## START
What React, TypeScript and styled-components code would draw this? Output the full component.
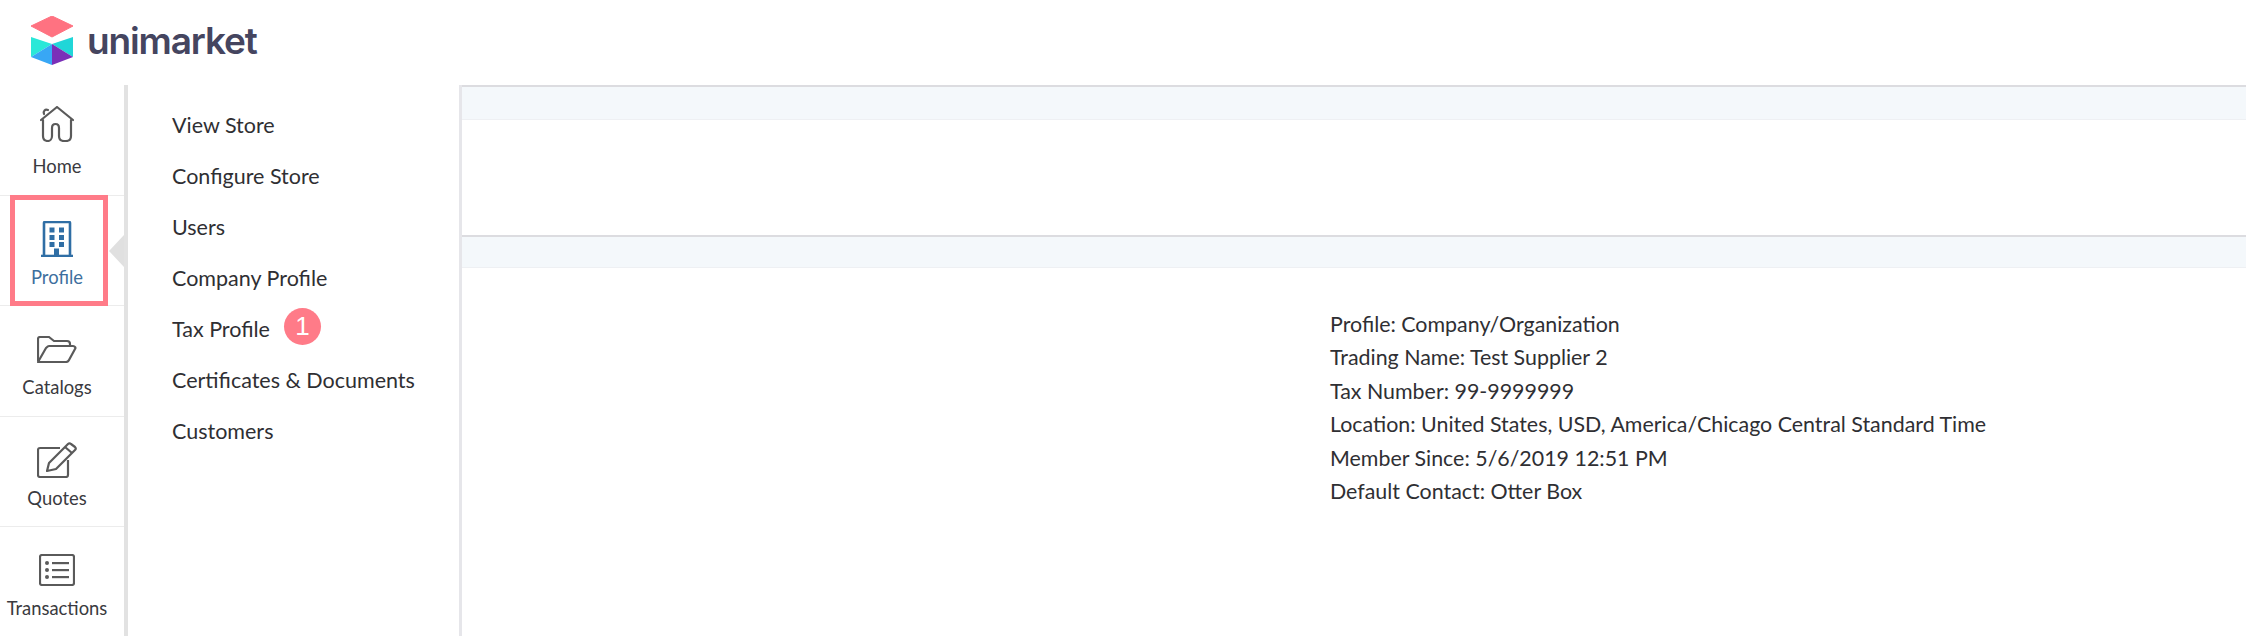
import React from 'react'
import styled, { createGlobalStyle } from 'styled-components';

const GlobalStyle = createGlobalStyle`
    html, body {
        margin: 0;
        padding: 0;
        background: #fff;
        height: 100%;
        overflow: hidden;
    }
    body {
        font-family: "Lato", "Noto Sans", sans-serif;
        color: #2f2f33;
    }
`;

const Page = styled.div`
    width: 2246px;
    height: 636px;
    display: flex;
    flex-direction: column;
    overflow: hidden;
`;

const Header = styled.header`
    height: 85px;
    flex: none;
    display: flex;
    align-items: flex-start;
    padding: 14px 0 0 31px;
    box-sizing: border-box;
`;

const Brand = styled.div`
    display: flex;
    align-items: center;
    gap: 14px;
`;

const BrandName = styled.span`
    font-family: "Inter", sans-serif;
    font-size: 37px;
    font-weight: 600;
    letter-spacing: -1.15px;
    color: #45455f;
    line-height: 50px;
    margin-top: 2px;
`;

const Body = styled.div`
    flex: 1;
    display: flex;
    min-height: 0;
`;

const Rail = styled.nav`
    width: 124px;
    flex: none;
    border-right: 4px solid #e2e2e2;
    position: relative;
`;

const RailItem = styled.a<{ $active?: boolean }>`
    height: 110.6px;
    box-sizing: border-box;
    display: flex;
    flex-direction: column;
    align-items: center;
    padding: 21px 10px 0 0;
    gap: 5px;
    font-size: 18.4px;
    line-height: 22px;
    color: ${props => props.$active ? '#3d6f9e' : '#3a3a40'};
    border-bottom: 1px solid #ececec;
    position: relative;
    &:last-of-type {
        border-bottom: none;
    }
`;

const ActiveFrame = styled.span`
    position: absolute;
    left: 10px;
    top: -1px;
    width: 98px;
    height: 111px;
    box-sizing: border-box;
    border: 5px solid #ff7b88;
`;

const Caret = styled.span`
    position: absolute;
    right: 0;
    top: 150px;
    width: 0;
    height: 0;
    border-top: 16px solid transparent;
    border-bottom: 16px solid transparent;
    border-right: 15px solid #e0e0e0;
`;

const IconBox = styled.span<{ $lift?: number }>`
    width: 44px;
    height: 44px;
    display: flex;
    align-items: center;
    justify-content: center;
    transform: translateY(${props => props.$lift ? -props.$lift : 0}px);
`;

const SubMenu = styled.ul`
    width: 334px;
    flex: none;
    box-sizing: border-box;
    margin: 0;
    padding: 14px 0 0 44px;
    list-style: none;
    border-right: 3px solid #e6e6ea;
`;

const SubItem = styled.li`
    height: 51px;
    display: flex;
    align-items: center;
    gap: 14px;
    font-size: 21.5px;
    color: #2f2f33;
    white-space: nowrap;
`;

const Badge = styled.span`
    width: 37px;
    height: 37px;
    flex: none;
    border-radius: 50%;
    background: #ff7b88;
    color: #fff;
    font-family: "Liberation Sans", sans-serif;
    font-size: 26px;
    display: flex;
    align-items: center;
    justify-content: center;
    margin-top: -5px;
`;

const Content = styled.main`
    flex: 1;
    display: flex;
    flex-direction: column;
    min-width: 0;
`;

const Band = styled.div<{ $height: number }>`
    height: ${props => props.$height}px;
    box-sizing: border-box;
    flex: none;
    background: #f4f8fb;
    border-top: 2px solid #dcdce0;
    border-bottom: 1px solid #eef0f3;
`;

const Spacer = styled.div`
    height: 115px;
    flex: none;
`;

const Details = styled.div`
    padding: 40px 0 0 868px;
    font-size: 21.4px;
    line-height: 33.4px;
    color: #2f2f33;
    white-space: nowrap;
`;

const Logo = () => (
    <svg width="42" height="49" viewBox="0 0 42 49">
        <polygon points="21,0 42,10 21,21 0,10" fill="#ff7281" stroke="#ff7281" strokeLinejoin="round" />
        <polygon points="0,21 21,28 0,41" fill="#2ae8d8" />
        <polygon points="42,21 21,28 42,41" fill="#20d6d8" />
        <polygon points="0,41 21,28 21,49" fill="#38a7f5" />
        <polygon points="42,41 21,28 21,49" fill="#7a2fb8" />
    </svg>
);

const HomeIcon = () => (
    <svg width="34" height="36" viewBox="0 0 34 36" fill="none" stroke="#5a5a5a" strokeWidth="2.2" strokeLinecap="round" strokeLinejoin="round">
        <path d="M1 14 L17 1 L33 14" />
        <path d="M4 8 C3 5 5 3 8 4" />
        <path d="M3 14 V30 C3 33 5 35 8 35 C10 35 12 33 12 30 V22 C12 19 14 18 15.5 18 C17 18 19 19 19 22 V30 C19 33 21 35 24 35 H26 C29 35 31 33 31 30 V14" />
    </svg>
);

const BuildingIcon = () => (
    <svg width="32" height="36" viewBox="0 0 32 36" fill="none" stroke="#2f6ea5" strokeWidth="2.6">
        <path d="M3 35 V2 C3 1.500 3.500 1 4 1 H28 C28.500 1 29 1.500 29 2 V35" />
        <path d="M0 35 H32" />
        <g fill="#2f6ea5" stroke="none">
            <rect x="8.500" y="6.500" width="5" height="5" />
            <rect x="18" y="6.500" width="5" height="5" />
            <rect x="8.500" y="14" width="5" height="5" />
            <rect x="18" y="14" width="5" height="5" />
            <rect x="8.500" y="21" width="5" height="5" />
            <rect x="18" y="21" width="5" height="5" />
            <rect x="13" y="27.500" width="5" height="8" />
        </g>
    </svg>
);

const FolderIcon = () => (
    <svg width="40" height="27" viewBox="0 0 40 27" fill="none" stroke="#5a5a5a" strokeWidth="2.2" strokeLinejoin="round">
        <path d="M1 25 V3 C1 2 2 1 3 1 H12 L17 5 H30 C32 5 33 6 33 8 V10" />
        <path d="M1 26 L9 12 C10 11 11 10 12 10 H36 C38 10 39 12 38 13 L32 24 C31 26 30 26 29 26 H1 Z" />
    </svg>
);

const QuoteIcon = () => (
    <svg width="40" height="36" viewBox="0 0 40 36" fill="none" stroke="#5a5a5a" strokeWidth="2.2" strokeLinejoin="round">
        <path d="M23 6 H3 C2 6 1 7 1 8 V33 C1 34 2 35 3 35 H29 C30 35 31 34 31 33 V18" />
        <path d="M12 21 L31 2 C32 1 33 1 34 2 L38 5 C39 6 39 7 38 8 L19 27 L10 29 Z" />
        <path d="M28 5 L35 11" />
    </svg>
);

const ListIcon = () => (
    <svg width="36" height="32" viewBox="0 0 36 32" fill="none" stroke="#5a5a5a" strokeWidth="2.2">
        <rect x="1" y="1" width="34" height="30" rx="2" />
        <g fill="#5a5a5a" stroke="none">
            <circle cx="8" cy="9" r="2" />
            <circle cx="8" cy="16" r="2" />
            <circle cx="8" cy="23" r="2" />
            <rect x="13" y="8" width="17" height="2.200" />
            <rect x="13" y="15" width="17" height="2.200" />
            <rect x="13" y="22" width="17" height="2.200" />
        </g>
    </svg>
);

const railItems = [
    { label: 'Home', icon: <HomeIcon />, lift: 4 },
    { label: 'Profile', icon: <BuildingIcon />, active: true },
    { label: 'Catalogs', icon: <FolderIcon /> },
    { label: 'Quotes', icon: <QuoteIcon /> },
    { label: 'Transactions', icon: <ListIcon /> },
];

const subItems = ['View Store', 'Configure Store', 'Users', 'Company Profile', 'Tax Profile', 'Certificates & Documents', 'Customers'];

const details = [
    'Profile: Company/Organization',
    'Trading Name: Test Supplier 2',
    'Tax Number: 99-9999999',
    'Location: United States, USD, America/Chicago Central Standard Time',
    'Member Since: 5/6/2019 12:51 PM',
    'Default Contact: Otter Box',
];

export default function App() {
    return (
        <Page>
            <GlobalStyle />
            <Header>
                <Brand>
                    <Logo />
                    <BrandName>unimarket</BrandName>
                </Brand>
            </Header>
            <Body>
                <Rail>
                    {railItems.map(item => (
                        <RailItem key={item.label} $active={item.active}>
                            {item.active && <ActiveFrame />}
                            <IconBox $lift={item.lift}>{item.icon}</IconBox>
                            {item.label}
                        </RailItem>
                    ))}
                    <Caret />
                </Rail>
                <SubMenu>
                    {subItems.map(item => (
                        <SubItem key={item}>
                            {item}
                            {item === 'Tax Profile' && <Badge>1</Badge>}
                        </SubItem>
                    ))}
                </SubMenu>
                <Content>
                    <Band $height={35} />
                    <Spacer />
                    <Band $height={33} />
                    <Details>
                        {details.map(line => <div key={line}>{line}</div>)}
                    </Details>
                </Content>
            </Body>
        </Page>
    )
}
## END
GIVEN PROBLEM: In how many lines does the word "components" appear? Respond with the number alone.

RIGHT ANSWER: 2